▶ _Code that builds pages_:
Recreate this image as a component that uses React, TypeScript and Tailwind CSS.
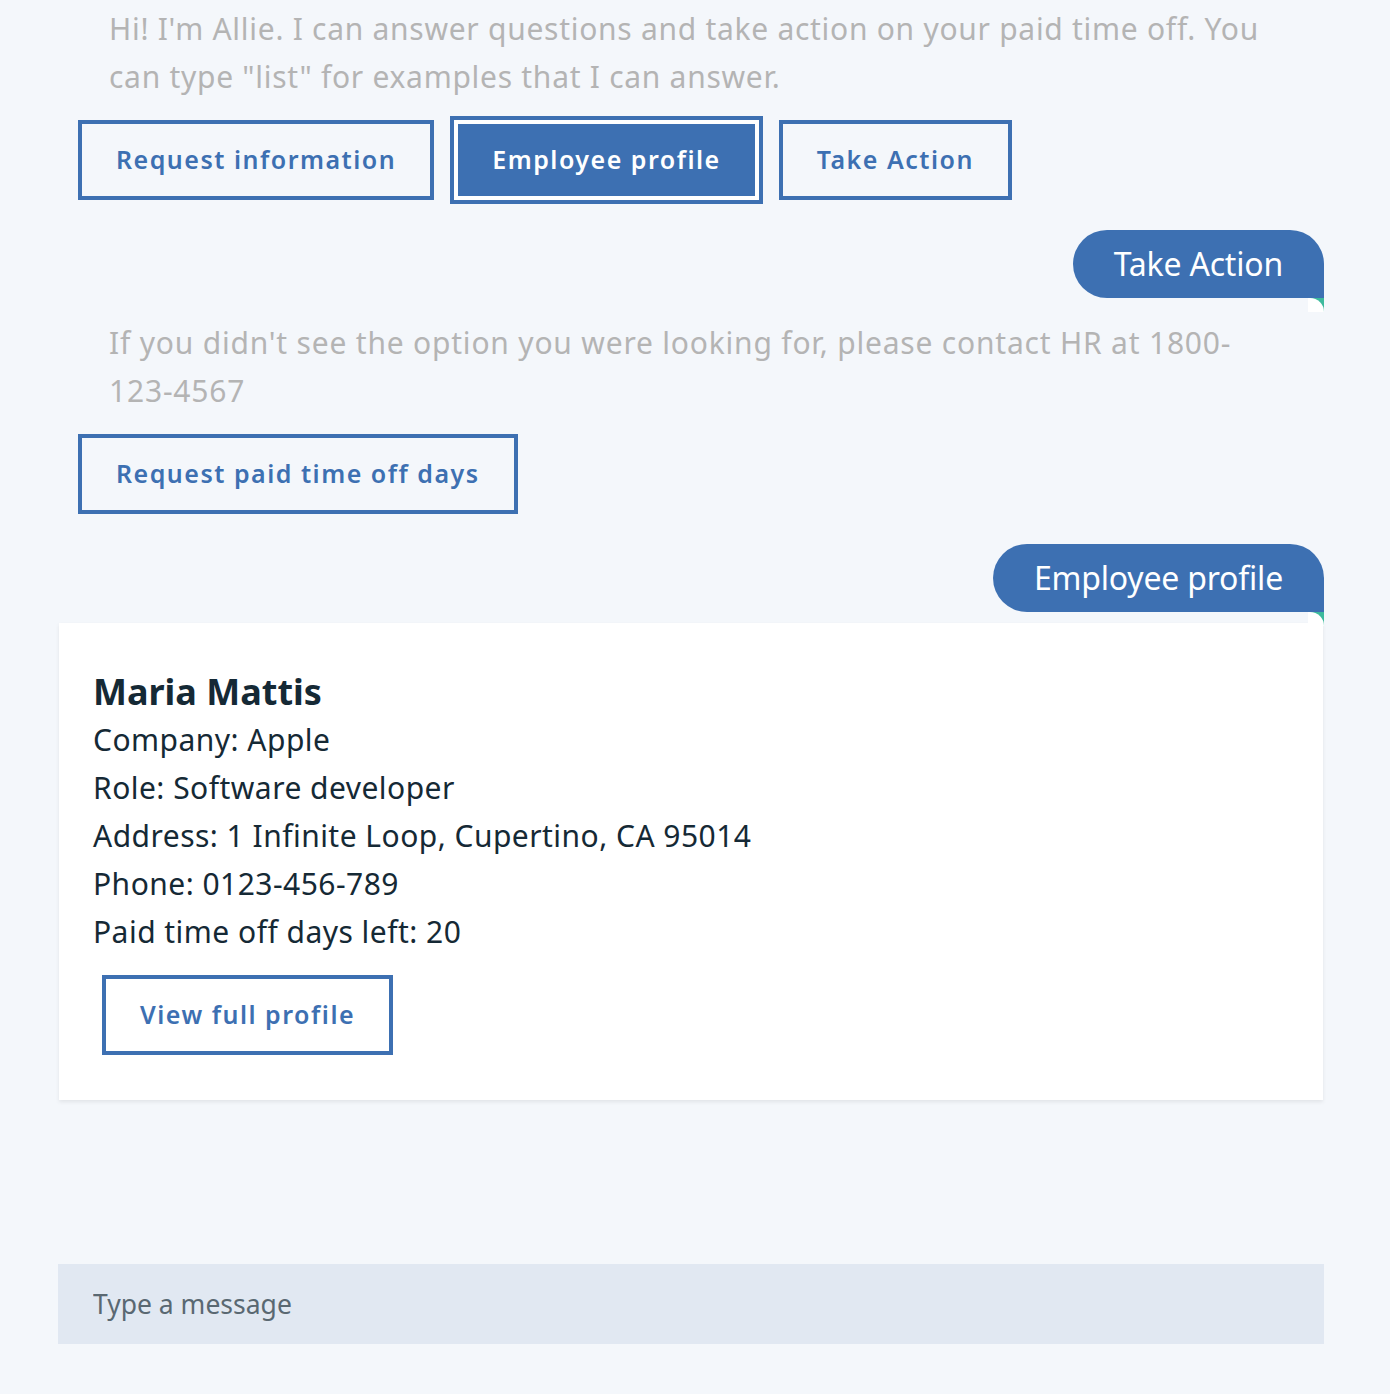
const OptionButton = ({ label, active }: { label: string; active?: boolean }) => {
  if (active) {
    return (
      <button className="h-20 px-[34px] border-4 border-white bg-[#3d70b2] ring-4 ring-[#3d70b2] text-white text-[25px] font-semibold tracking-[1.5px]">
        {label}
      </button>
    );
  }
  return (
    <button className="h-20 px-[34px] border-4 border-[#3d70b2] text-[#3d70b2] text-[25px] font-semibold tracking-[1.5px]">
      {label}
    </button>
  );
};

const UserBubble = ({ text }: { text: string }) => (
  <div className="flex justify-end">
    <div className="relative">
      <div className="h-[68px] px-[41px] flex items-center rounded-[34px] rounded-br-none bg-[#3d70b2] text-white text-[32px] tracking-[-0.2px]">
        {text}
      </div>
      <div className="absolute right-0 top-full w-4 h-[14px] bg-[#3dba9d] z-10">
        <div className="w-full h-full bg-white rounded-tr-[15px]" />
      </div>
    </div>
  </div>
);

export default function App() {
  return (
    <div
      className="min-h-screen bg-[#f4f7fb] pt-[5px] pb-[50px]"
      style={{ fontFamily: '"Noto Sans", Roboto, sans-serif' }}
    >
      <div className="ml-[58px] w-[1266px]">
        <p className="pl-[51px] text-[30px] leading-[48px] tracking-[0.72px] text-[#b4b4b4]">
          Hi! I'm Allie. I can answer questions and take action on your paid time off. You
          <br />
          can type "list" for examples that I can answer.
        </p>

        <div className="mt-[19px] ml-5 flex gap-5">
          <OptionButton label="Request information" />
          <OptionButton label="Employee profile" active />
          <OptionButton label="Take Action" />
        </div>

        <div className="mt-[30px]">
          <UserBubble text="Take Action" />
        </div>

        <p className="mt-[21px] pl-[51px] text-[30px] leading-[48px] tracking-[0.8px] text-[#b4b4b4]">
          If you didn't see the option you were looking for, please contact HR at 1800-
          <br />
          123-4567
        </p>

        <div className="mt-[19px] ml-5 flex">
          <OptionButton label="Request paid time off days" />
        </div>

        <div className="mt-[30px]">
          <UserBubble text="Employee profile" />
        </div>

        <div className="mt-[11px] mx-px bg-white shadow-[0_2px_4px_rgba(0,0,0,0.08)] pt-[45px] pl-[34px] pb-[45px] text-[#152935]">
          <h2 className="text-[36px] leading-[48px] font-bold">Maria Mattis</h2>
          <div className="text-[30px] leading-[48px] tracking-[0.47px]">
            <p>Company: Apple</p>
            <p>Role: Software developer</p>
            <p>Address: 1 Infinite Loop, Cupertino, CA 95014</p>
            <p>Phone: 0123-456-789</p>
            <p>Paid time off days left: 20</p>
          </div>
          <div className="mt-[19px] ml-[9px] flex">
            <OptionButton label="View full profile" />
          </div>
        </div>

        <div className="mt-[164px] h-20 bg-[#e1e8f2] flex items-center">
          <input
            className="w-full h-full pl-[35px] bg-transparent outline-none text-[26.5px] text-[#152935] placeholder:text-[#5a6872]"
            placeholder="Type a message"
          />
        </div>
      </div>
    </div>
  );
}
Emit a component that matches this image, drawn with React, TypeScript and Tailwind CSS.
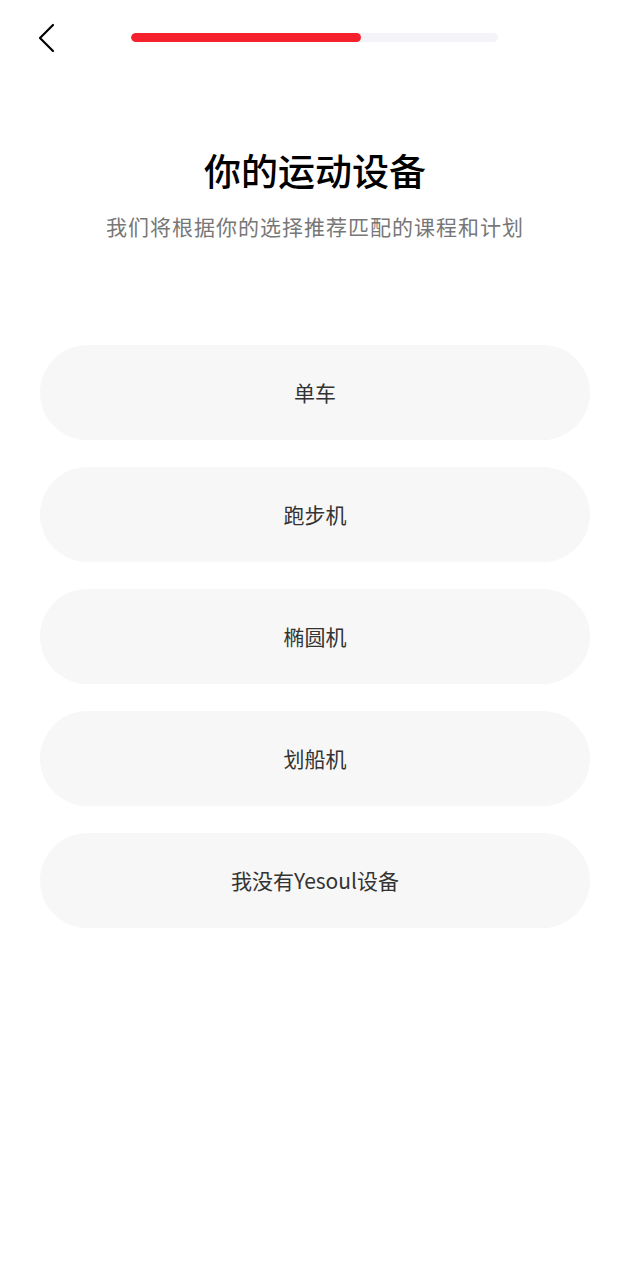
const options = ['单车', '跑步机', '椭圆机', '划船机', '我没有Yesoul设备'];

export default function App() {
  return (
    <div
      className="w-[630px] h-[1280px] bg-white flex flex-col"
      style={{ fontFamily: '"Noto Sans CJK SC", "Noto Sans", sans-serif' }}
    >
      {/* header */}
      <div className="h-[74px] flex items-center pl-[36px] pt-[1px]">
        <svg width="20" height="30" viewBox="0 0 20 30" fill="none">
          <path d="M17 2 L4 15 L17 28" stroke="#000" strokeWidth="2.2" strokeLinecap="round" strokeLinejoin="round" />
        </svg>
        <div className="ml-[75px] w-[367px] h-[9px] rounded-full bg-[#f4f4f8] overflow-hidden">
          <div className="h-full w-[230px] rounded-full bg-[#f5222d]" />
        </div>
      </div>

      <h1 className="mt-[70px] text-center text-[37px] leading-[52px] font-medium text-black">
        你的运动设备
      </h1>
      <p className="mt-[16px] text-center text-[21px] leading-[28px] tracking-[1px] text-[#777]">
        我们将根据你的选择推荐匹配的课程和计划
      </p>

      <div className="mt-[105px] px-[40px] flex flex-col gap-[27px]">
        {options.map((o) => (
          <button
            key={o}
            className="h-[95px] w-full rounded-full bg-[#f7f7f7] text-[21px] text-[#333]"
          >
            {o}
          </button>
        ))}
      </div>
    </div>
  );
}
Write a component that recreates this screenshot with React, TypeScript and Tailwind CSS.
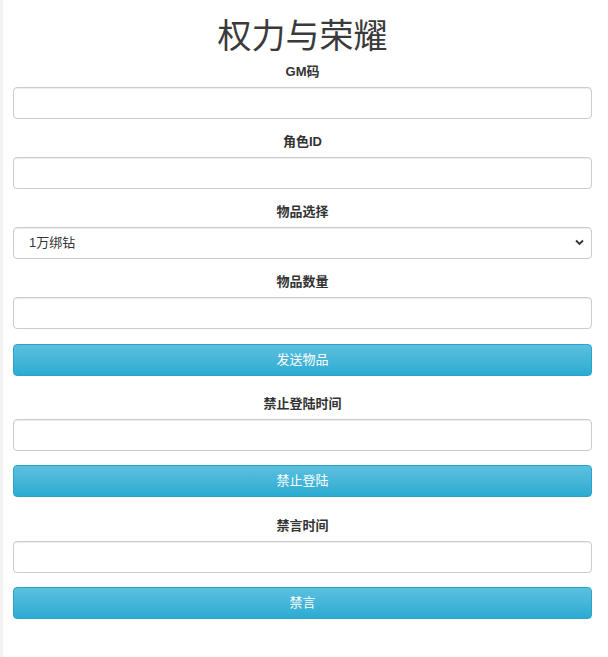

▶ _What the exercise asks_: Using the listing above, show every line that includes the string "React".

▶ _Response_:
Recreate this image as a component that uses React, TypeScript and Tailwind CSS.
Emit a component that matches this image, drawn with React, TypeScript and Tailwind CSS.
Write a component that recreates this screenshot with React, TypeScript and Tailwind CSS.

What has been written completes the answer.